FIG. 7 depicts the resulting mask image generated by mask generating circuitry 206. In order to generate this mask image, the 2D content (along with the recognised regions of interest) may be overlaid onto the virtual surface comprised within the 3D VR environment generated by environment generating circuitry 202, and the aforementioned criteria (that is, whether the given pixel is comprised within a recognised region of interest) is used to generate pixel values of the mask image. In this example, if a given pixel satisfies the criteria, it is given a value of one, otherwise it is given a value of zero. Black regions 701-705 indicate the pixels that satisfy the criteria (that is, have a value of one).

Alternatively, where recognition circuitry 204 renders a candidate 3D VR environment comprising the 2D content overlaid onto the virtual surface, and subsequently recognises regions of interest in that candidate environment (as discussed previously with respect to FIG. 6), then the 3D mask image depicted in FIG. 7 may be generated from that rendered candidate 3D VR environment by using the aforementioned criteria.

As will be appreciated by persons skilled in the art, resulting mask image may be of any format. In one non-limiting example, the mask image may be a spherical image that corresponds to a 360 degree view of the 3D VR environment.

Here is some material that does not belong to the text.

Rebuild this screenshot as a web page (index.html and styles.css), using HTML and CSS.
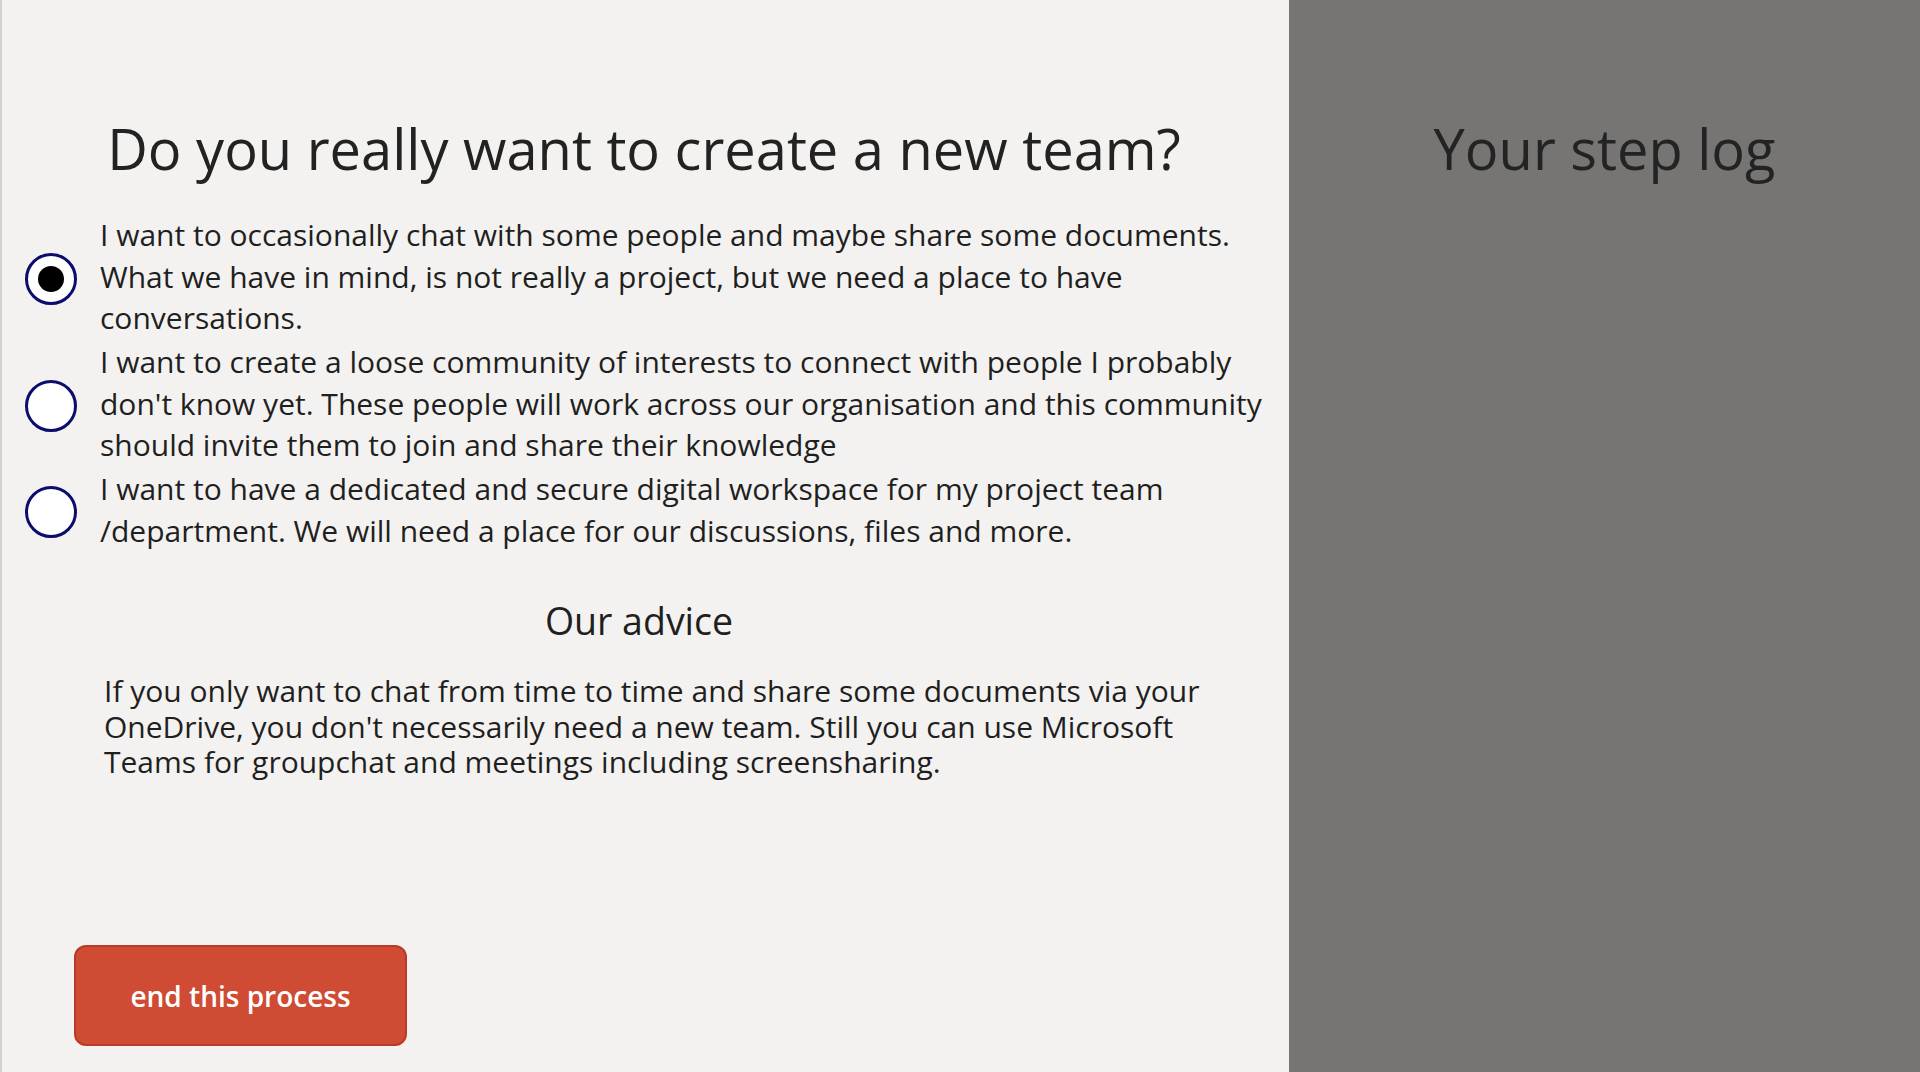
FILE: index.html
```html
<!DOCTYPE html>
<html lang="en">
<head>
<meta charset="utf-8">
<title>Create a new team</title>
<link rel="stylesheet" href="styles.css">
</head>
<body>
<div class="screen">
  <main class="main">
    <div class="content">
      <h1 class="title">Do you really want to create a new team?</h1>
      <div class="options">
        <div class="option">
          <span class="radio checked"></span>
          <span class="option-text">I want to occasionally chat with some people and maybe share some documents. What we have in mind, is not really a project, but we need a place to have conversations.</span>
        </div>
        <div class="option">
          <span class="radio"></span>
          <span class="option-text">I want to create a loose community of interests to connect with people I probably don't know yet. These people will work across our organisation and this community should invite them to join and share their knowledge</span>
        </div>
        <div class="option">
          <span class="radio"></span>
          <span class="option-text">I want to have a dedicated and secure digital workspace for my project team /department. We will need a place for our discussions, files and more.</span>
        </div>
      </div>
      <h2 class="advice-title">Our advice</h2>
      <p class="advice">If you only want to chat from time to time and share some documents via your OneDrive, you don't necessarily need a new team. Still you can use Microsoft Teams for groupchat and meetings including screensharing.</p>
    </div>
    <button class="end-btn" type="button">end this process</button>
  </main>
  <aside class="log">
    <h2 class="log-title">Your step log</h2>
  </aside>
</div>
</body>
</html>
```

FILE: styles.css
```css
html, body {
  margin: 0;
  padding: 0;
}
body {
  font-family: "Open Sans", "Noto Sans", sans-serif;
  color: #1f1f1f;
  background: #f3f2f0;
}
.screen {
  display: flex;
  width: 1920px;
  height: 1072px;
  overflow: hidden;
}
.main {
  width: 1289px;
  flex: none;
  box-sizing: border-box;
  background: #f3f2f0;
  border-left: 2px solid #d2d1cf;
  display: flex;
  flex-direction: column;
}
.content {
  width: 1284px;
  padding-top: 108px;
}
.title {
  margin: 0;
  font-size: 56px;
  font-weight: 400;
  line-height: 80px;
  text-align: center;
  color: #222;
}
.options {
  margin-top: 26px;
  padding-left: 23px;
  display: flex;
  flex-direction: column;
  gap: 2.5px;
}
.option {
  display: flex;
  align-items: center;
  gap: 23px;
}
.radio {
  flex: none;
  width: 52px;
  height: 52px;
  margin-top: 5px;
  box-sizing: border-box;
  border: 3px solid #0c0c6c;
  border-radius: 50%;
  background: #fff;
  display: flex;
  align-items: center;
  justify-content: center;
}
.radio.checked::after {
  content: "";
  width: 26px;
  height: 26px;
  border-radius: 50%;
  background: #000;
}
.option-text {
  width: 1180px;
  font-size: 30px;
  line-height: 41.5px;
}
.advice-title {
  margin: 44px 10px 0 0;
  font-size: 37.5px;
  font-weight: 400;
  line-height: 51px;
  text-align: center;
}
.advice {
  margin: 27px 0 0 102px;
  width: 1130px;
  font-size: 30px;
  line-height: 35.5px;
}
.end-btn {
  align-self: flex-start;
  margin: auto 0 26px 72px;
  width: 333px;
  height: 101px;
  box-sizing: border-box;
  background: #cf4b33;
  border: 2px solid #b63c29;
  border-radius: 12px;
  color: #fff;
  font-family: "Open Sans", "Noto Sans", sans-serif;
  font-size: 28px;
  font-weight: 600;
  padding: 0;
}
.log {
  flex: 1;
  background: #767574;
  padding-top: 108px;
}
.log-title {
  margin: 0;
  font-size: 56px;
  font-weight: 400;
  line-height: 80px;
  text-align: center;
  color: #232323;
}
```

As another non-limiting example, the mask image may be a 2D rectangular image that corresponds to the user's point of view within the 3D VR environment, that is, the portion of the 3D VR environment which would be visible to the user (that is, displayed on the user's HMD screens).

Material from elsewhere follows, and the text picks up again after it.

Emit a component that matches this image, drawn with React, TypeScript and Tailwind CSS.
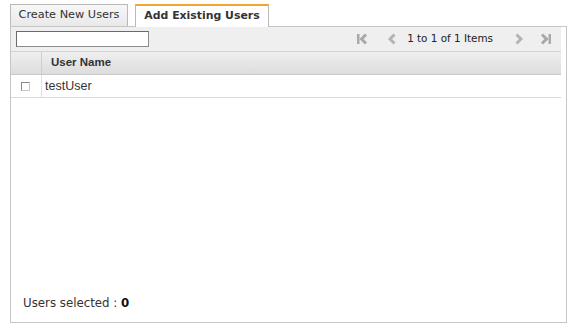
import React from "react";

const FirstIcon = () => (
  <svg width="11" height="12" viewBox="0 0 11 12" className="block">
    <rect x="0" y="1" width="2.5" height="10" fill="#a9a9a9" />
    <polyline points="9,1.5 4.5,6 9,10.5" fill="none" stroke="#a9a9a9" strokeWidth="3" />
  </svg>
);

const PrevIcon = () => (
  <svg width="8" height="12" viewBox="0 0 8 12" className="block">
    <polyline points="6.5,1.5 2,6 6.5,10.5" fill="none" stroke="#b4b4b4" strokeWidth="3" />
  </svg>
);

const NextIcon = () => (
  <svg width="8" height="12" viewBox="0 0 8 12" className="block">
    <polyline points="1.5,1.5 6,6 1.5,10.5" fill="none" stroke="#b4b4b4" strokeWidth="3" />
  </svg>
);

const LastIcon = () => (
  <svg width="11" height="12" viewBox="0 0 11 12" className="block">
    <polyline points="2,1.5 6.5,6 2,10.5" fill="none" stroke="#a9a9a9" strokeWidth="3" />
    <rect x="8.5" y="1" width="2.5" height="10" fill="#a9a9a9" />
  </svg>
);

const App = () => {
  return (
    <div className="w-[580px] h-[330px] bg-white pl-[10px] pt-[4px] font-['DejaVu_Sans',sans-serif] text-[#333]">
      {/* tabs */}
      <div className="flex items-end gap-[7px] h-[22px]">
        <div className="w-[118px] h-[22px] flex items-center justify-center border border-b-0 border-[#b9b9b9] bg-gradient-to-b from-[#f7f7f7] to-[#e9e9e9] text-[11.3px] text-[#333]">
          Create New Users
        </div>
        <div className="w-[134px] h-[23px] flex items-center justify-center border-x border-[#b9b9b9] border-t-2 border-t-[#f3a42c] bg-white text-[10.9px] font-bold text-[#333] relative top-[1px]">
          Add Existing Users
        </div>
      </div>

      {/* panel */}
      <div className="w-[557px] h-[297px] border border-[#c6c6c6] flex flex-col pr-[5px]">
        <div className="h-[25px] flex items-center bg-[#efefef] border-b border-[#d3d3d3] pl-[5px]">
          <input
            type="text"
            className="w-[133px] h-[16px] border border-[#8c8c8c] border-t-[#6a6a6a] border-l-[#6a6a6a] bg-white outline-none"
          />
          <div className="ml-auto flex items-center pr-[10px]">
            <FirstIcon />
            <div className="ml-[20px]">
              <PrevIcon />
            </div>
            <span className="ml-[11px] text-[10.4px] text-[#222]">1 to 1 of 1 Items</span>
            <div className="ml-[22px]">
              <NextIcon />
            </div>
            <div className="ml-[17px]">
              <LastIcon />
            </div>
          </div>
        </div>

        {/* header */}
        <div className="h-[23px] flex bg-gradient-to-b from-[#efefef] to-[#dddddd] border-b border-[#c9c9c9] font-['Liberation_Sans',Arial,sans-serif]">
          <div className="w-[31px] border-r border-[#cfcfcf]" />
          <div className="flex items-center pl-[9px] text-[11.5px] font-bold text-[#333]">User Name</div>
        </div>

        {/* row */}
        <div className="h-[23px] flex border-b border-[#d9d9d9] font-['Liberation_Sans',Arial,sans-serif]">
          <div className="w-[31px] border-r border-[#e2e2e2] flex items-center pl-[10px]">
            <div className="w-[9px] h-[9px] border border-[#8a8a8a] border-r-[#c8c8c8] border-b-[#c8c8c8] bg-white" />
          </div>
          <div className="flex items-center pl-[3px] text-[12.5px] text-[#333]">testUser</div>
        </div>

        <div className="flex-1" />

        {/* footer */}
        <div className="pl-[12px] pb-[9px] text-[11.8px] text-[#333]">
          Users selected : <span className="font-bold text-[#111]">0</span>
        </div>
      </div>
    </div>
  );
};

export default App;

Alternatively, a precursory (initial, preliminary) mask image corresponding to the 2D content (in its 2D format) may be generated, and the mask image (whatever format) may be subsequently generated based on the overlaying/mapping of the precursory mask image onto the virtual screen in the 3D VR environment. Hence optionally, mask generating circuitry 206 may be configured to: generate a precursory mask in dependence upon at the least one recognised region of interest in the 2D content, wherein the precursory mask indicates at least one region within the 2D content in which the at least one recognised region of interest is located; map the precursory mask onto the virtual surface within the generated 3D virtual environment; and generate the mask of the generated 3D virtual reality environment in dependence upon the location of the virtual surface within the generated 3D virtual reality environment and in dependence upon the mapped precursory mask.

As mentioned previously, the mask (and optionally the precursory mask, if generated) may comprise a plurality of pixels; and mask generating circuitry 206 may be configured to assign a value of zero to a given pixel if the given pixel is not comprised within the at least one recognised region of interest (that is, does not satisfy the aforementioned criteria), or assign one or more non-zero values to the given pixel if the given pixel is comprised within the at least one recognised region of interest (that is, satisfies the aforementioned criteria), thereby indicating the at least one region within the 3D virtual reality environment in which the at least one recognised region of interest is to be rendered.

As mentioned previously, one of the non-zero values assigned to a given pixel in the event it satisfies the criteria may be a value of one. Alternatively or in addition, a value that indicates the virtual distance between the user and the region of interest may be assigned to the given pixel if it satisfies the criteria. This HMD distance value may subsequently be used to determine whether upscaling of a given region of interest should be triggered (in response to the HMD distance value falling below a threshold distance, for example).

Hence optionally, receiving circuitry 200 may be configured to receive viewpoint data indicating a location and/or orientation of the HMD within a real-world environment; and if the given pixel is comprised within the at least one recognised region of interest, mask generating circuitry 206 may be configured to assign, in dependence upon the received viewpoint data, a HMD proximity value indicating a virtual distance between a location of the HMD within the generated 3D virtual reality environment and a part of the virtual surface that is covered by the given pixel.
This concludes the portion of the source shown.